High intensity discharge (HID) lamps (mercury vapor, metal halide, and high pressure sodium) can bring the brightness of the sun into gymnasiums, pools, and other large indoor spaces. Their use can reduce replacement and maintenance costs because of their longevity but they do have disadvantages – some of which are merely inconvenient while others are more significant.
Gymnasium light bulbs are frequently broken – struck by an errant volley ball return, a miss-kicked soccer ball, or a ball that kids meant to get stuck in the roof trusses. No matter what type of lamp is used, the result can be glass showering down on players or spectators unless a fully enclosed protective case protects the lamp and contains broken pieces in case of failure. If the lamp is HID, that falling glass is nearly 2,000o F and mercury may be part of the debris raining on everything below.
A bigger danger, however, is when a HID light is only partially broken – i.e., damaged but still producing light. A second layer of glass normally protects us from the massive levels of ultra-violet (UV) light produced by these bulbs. If that outer layer is cracked or broken, the protective barrier is compromised and anyone in the immediate area can be seriously burned. There have been multiple cases in the last few years, each involving 80 to 100 people. The US Food & Drug Administration has issued multiple warnings, as have several states.
Complicating the issue is that all HID lamps are not created equal. The basic lamps are Type R and they are the lamps that were involved in the noted incidents.

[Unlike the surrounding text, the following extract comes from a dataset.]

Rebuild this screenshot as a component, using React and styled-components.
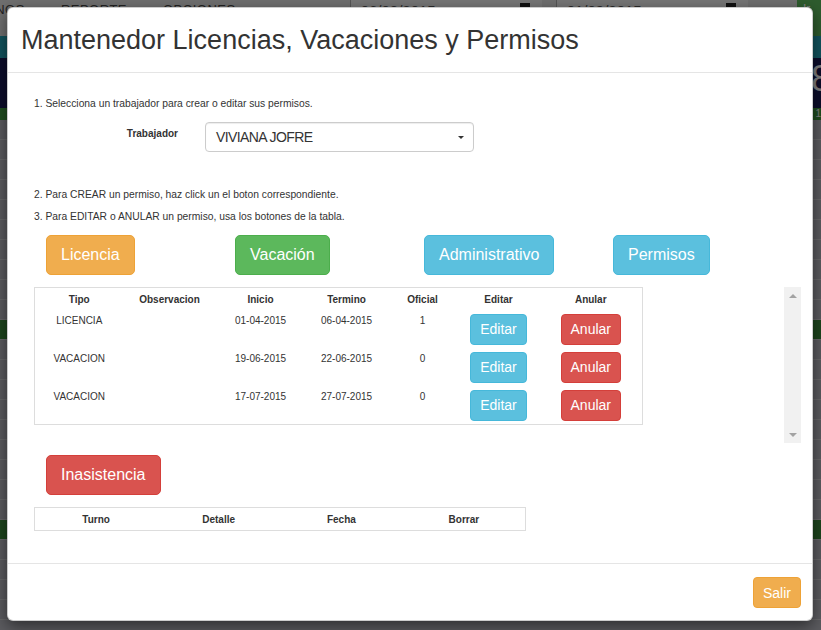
import React from 'react'
import styled, { createGlobalStyle } from 'styled-components'

const GlobalStyle = createGlobalStyle`
  html, body {
    margin: 0;
    padding: 0;
    width: 821px;
    height: 630px;
    overflow: hidden;
    font-family: "Liberation Sans", Arial, sans-serif;
    color: #333;
  }
  * { box-sizing: border-box; }
`

const permisos = [
  { tipo: 'LICENCIA', inicio: '01-04-2015', termino: '06-04-2015', oficial: '1' },
  { tipo: 'VACACION', inicio: '19-06-2015', termino: '22-06-2015', oficial: '0' },
  { tipo: 'VACACION', inicio: '17-07-2015', termino: '27-07-2015', oficial: '0' },
]

const pageRows = [
  'plain', 'plain', 'plain', 'plain', 'plain', 'plain', 'plain', 'plain', 'plain', 'plain',
  'green', 'plain', 'plain', 'plain', 'plain', 'plain', 'plain', 'plain', 'plain', 'plain',
  'green', 'plain', 'plain', 'plain', 'plain', 'plain',
]

function App() {
  return (
    <Screen>
      <GlobalStyle />
      <Page>
        <NavBar>
          <NavItem>TURNOS</NavItem>
          <NavItem>REPORTE</NavItem>
          <NavItem>OPCIONES</NavItem>
          <DateGroup>
            <DateText>06/08/2015</DateText>
            <CalIcon />
          </DateGroup>
          <DateGroup>
            <DateText>01/09/2015</DateText>
            <CalIcon />
          </DateGroup>
          <GoButton>Ir</GoButton>
        </NavBar>
        <TealBar />
        <StatsBar><BigNum>8</BigNum></StatsBar>
        <GreenBar>1</GreenBar>
        {pageRows.map((tone, i) => (
          <PageRow key={i} tone={tone} />
        ))}
      </Page>

      <Backdrop />

      <Modal>
        <Header>
          <Title>Mantenedor Licencias, Vacaciones y Permisos</Title>
        </Header>

        <Body>
          <Help mt={0}>1. Selecciona un trabajador para crear o editar sus permisos.</Help>
          <FormRow>
            <Label>Trabajador</Label>
            <Select>
              <span>VIVIANA JOFRE</span>
              <Caret />
            </Select>
          </FormRow>
          <Help mt={36}>2. Para CREAR un permiso, haz click un el boton correspondiente.</Help>
          <Help mt={8}>3. Para EDITAR o ANULAR un permiso, usa los botones de la tabla.</Help>

          <ActionGrid>
            <BigButton kind="warning">Licencia</BigButton>
            <BigButton kind="success">Vacación</BigButton>
            <BigButton kind="info">Administrativo</BigButton>
            <BigButton kind="info">Permisos</BigButton>
          </ActionGrid>

          <ScrollArea>
            <ScrollContent>
              <Table width={608}>
                <colgroup>
                  <col style={{ width: 89 }} />
                  <col style={{ width: 92 }} />
                  <col style={{ width: 90 }} />
                  <col style={{ width: 82 }} />
                  <col style={{ width: 70 }} />
                  <col style={{ width: 82 }} />
                  <col style={{ width: 103 }} />
                </colgroup>
                <thead>
                  <tr>
                    <Th>Tipo</Th>
                    <Th>Observacion</Th>
                    <Th>Inicio</Th>
                    <Th>Termino</Th>
                    <Th>Oficial</Th>
                    <Th>Editar</Th>
                    <Th>Anular</Th>
                  </tr>
                </thead>
                <tbody>
                  {permisos.map((p, i) => (
                    <tr key={i}>
                      <Td>{p.tipo}</Td>
                      <Td></Td>
                      <Td>{p.inicio}</Td>
                      <Td>{p.termino}</Td>
                      <Td>{p.oficial}</Td>
                      <Td><SmallButton kind="info">Editar</SmallButton></Td>
                      <Td><SmallButton kind="danger">Anular</SmallButton></Td>
                    </tr>
                  ))}
                </tbody>
              </Table>
            </ScrollContent>
            <ScrollBar>
              <Arrow dir="up" />
              <Arrow dir="down" />
            </ScrollBar>
          </ScrollArea>

          <InasistenciaRow>
            <BigButton kind="danger">Inasistencia</BigButton>
          </InasistenciaRow>

          <Table width={492} mt={12}>
            <thead>
              <tr>
                <Th>Turno</Th>
                <Th>Detalle</Th>
                <Th>Fecha</Th>
                <Th>Borrar</Th>
              </tr>
            </thead>
          </Table>
        </Body>

        <Footer>
          <SmallButton kind="warning">Salir</SmallButton>
        </Footer>
      </Modal>
    </Screen>
  )
}

export default App

const colors = {
  warning: { bg: '#f0ad4e', border: '#eea236' },
  success: { bg: '#5cb85c', border: '#4cae4c' },
  info: { bg: '#5bc0de', border: '#46b8da' },
  danger: { bg: '#d9534f', border: '#d43f3a' },
}

const Screen = styled.div`
  position: relative;
  width: 821px;
  height: 630px;
  overflow: hidden;
  background: #b6b6be;
`

/* page behind the modal */
const Page = styled.div`
  display: flex;
  flex-direction: column;
`
const NavBar = styled.div`
  display: flex;
  align-items: flex-start;
  height: 36px;
  background: #dedede;
  padding-top: 2px;
`
const NavItem = styled.span`
  font-size: 13px;
  color: #444;
  letter-spacing: 0.5px;
  margin-right: 36px;
  &:first-child {
    margin-left: -33px;
  }
`
const DateGroup = styled.div`
  display: flex;
  align-items: flex-start;
  justify-content: space-between;
  width: 192px;
  height: 36px;
  margin-top: -2px;
  padding: 2px 12px 0 10px;
  border-left: 1px solid #aaa;
  background: #ececec;
  &:first-of-type {
    margin-left: 78px;
  }
  & + & {
    margin-left: 14px;
  }
`
const DateText = styled.span`
  font-size: 15px;
  color: #555;
`
const CalIcon = styled.span`
  width: 10px;
  height: 10px;
  margin-top: 1px;
  background: #222;
`
const GoButton = styled.span`
  margin-left: auto;
  margin-top: -2px;
  width: 24px;
  height: 36px;
  background: #5cb85c;
  color: #fff;
  font-size: 12px;
  padding: 2px 6px;
`
const TealBar = styled.div`
  height: 22px;
  background: #24a6bb;
`
const StatsBar = styled.div`
  display: flex;
  justify-content: flex-end;
  height: 50px;
  background: #181a55;
`
const BigNum = styled.span`
  color: #fff;
  font-size: 36px;
  margin-right: -10px;
`
const GreenBar = styled.div`
  height: 12px;
  background: #3f9a3f;
  color: #fff;
  font-size: 10px;
  text-align: right;
`
const PageRow = styled.div`
  height: 20px;
  background: ${p => (p.tone === 'green' ? '#3a8a3a' : '#b6b6be')};
  border-bottom: 1px solid #d0d0d4;
`
const Backdrop = styled.div`
  position: absolute;
  inset: 0;
  background: rgba(0, 0, 0, 0.5);
`

/* modal */
const Modal = styled.div`
  position: absolute;
  top: 7px;
  left: 7px;
  width: 806px;
  background: #fff;
  border: 1px solid rgba(0, 0, 0, 0.2);
  border-radius: 6px;
  box-shadow: 0 5px 15px rgba(0, 0, 0, 0.5);
  display: flex;
  flex-direction: column;
`
const Header = styled.div`
  height: 65px;
  display: flex;
  align-items: center;
  padding: 0 13px;
  border-bottom: 1px solid #e5e5e5;
`
const Title = styled.h4`
  margin: 0;
  font-size: 27px;
  line-height: 1;
  font-weight: normal;
  color: #333;
`
const Body = styled.div`
  display: flex;
  flex-direction: column;
  align-items: flex-start;
  padding: 24px 12px 32px 26px;
`
const Help = styled.p`
  margin: ${p => p.mt}px 0 0;
  font-size: 10.3px;
  line-height: 14px;
  color: #333;
`
const FormRow = styled.div`
  display: flex;
  align-items: flex-start;
  margin-top: 11px;
`
const Label = styled.label`
  width: 144px;
  text-align: right;
  font-size: 10px;
  line-height: 14px;
  font-weight: bold;
  padding-top: 5px;
  margin-right: 27px;
`
const Select = styled.div`
  width: 269px;
  height: 30px;
  display: flex;
  align-items: center;
  justify-content: space-between;
  padding: 0 9px 0 10px;
  border: 1px solid #ccc;
  border-radius: 4px;
  box-shadow: inset 0 1px 1px rgba(0, 0, 0, 0.075);
  font-size: 14px;
  color: #333;
  letter-spacing: -0.6px;
`
const Caret = styled.span`
  width: 0;
  height: 0;
  border-left: 3px solid transparent;
  border-right: 3px solid transparent;
  border-top: 3px solid #333;
`
const ActionGrid = styled.div`
  display: grid;
  grid-template-columns: repeat(4, 189px);
  justify-items: start;
  margin: 11px 0 0 12px;
`
const BigButton = styled.button`
  height: 40px;
  padding: 0 14px;
  font-family: inherit;
  font-size: 16px;
  color: #fff;
  background: ${p => colors[p.kind].bg};
  border: 1px solid ${p => colors[p.kind].border};
  border-radius: 5px;
  cursor: pointer;
`
const SmallButton = styled.button`
  height: 31px;
  padding: 0 9px;
  font-family: inherit;
  font-size: 14px;
  color: #fff;
  background: ${p => colors[p.kind].bg};
  border: 1px solid ${p => colors[p.kind].border};
  border-radius: 4px;
  cursor: pointer;
`
const ScrollArea = styled.div`
  display: flex;
  width: 767px;
  height: 156px;
  margin-top: 12px;
`
const ScrollContent = styled.div`
  flex: 1;
`
const ScrollBar = styled.div`
  width: 17px;
  display: flex;
  flex-direction: column;
  justify-content: space-between;
  align-items: center;
  padding: 7px 0 6px;
  background: #f1f1f1;
`
const Arrow = styled.span`
  width: 0;
  height: 0;
  border-left: 4px solid transparent;
  border-right: 4px solid transparent;
  ${p => (p.dir === 'up' ? 'border-bottom: 4px solid #a3a3a3;' : 'border-top: 4px solid #a3a3a3;')}
`
const Table = styled.table`
  width: ${p => p.width}px;
  margin-top: ${p => p.mt || 0}px;
  border-collapse: collapse;
  border: 1px solid #ddd;
  table-layout: fixed;
`
const Th = styled.th`
  height: 23px;
  padding: 0 4px;
  font-size: 10px;
  font-weight: bold;
  color: #333;
  text-align: center;
  vertical-align: middle;
`
const Td = styled.td`
  height: 38px;
  padding: 3px 4px;
  font-size: 10px;
  line-height: 14px;
  color: #333;
  text-align: center;
  vertical-align: top;
`
const InasistenciaRow = styled.div`
  margin: 12px 0 0 12px;
`
const Footer = styled.div`
  display: flex;
  justify-content: flex-end;
  padding: 13px 11px 12px;
  border-top: 1px solid #e5e5e5;
`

Although their outer bulb is damaged or broken, the bulb can continue to function, radiating unshielded UV-light on everything in the area. A second type of lamp is called Type T. These globes have a self extinguishing feature that is designed to shut down the light within 15 minutes if the outer shell is broken. The current National Electric Code advises a full enclosure with a heavy glass or plastic shield for Type R lamps to reduce the potential for breakage and thus lessen the potential of damaged bulbs releasing unshielded UV-light.
Threats come from many different sources. Gym lights are generally taken for granted, especially when they are operating. Don’t expose those who use your facilities to possible UV-burns or mercury exposure. Use Type T bulbs in an appropriate fixture that both protects the bulb from damage and keeps any broken debris from falling onto those below. Your local lighting supplier can identify your current bulbs and suggest suitable replacements.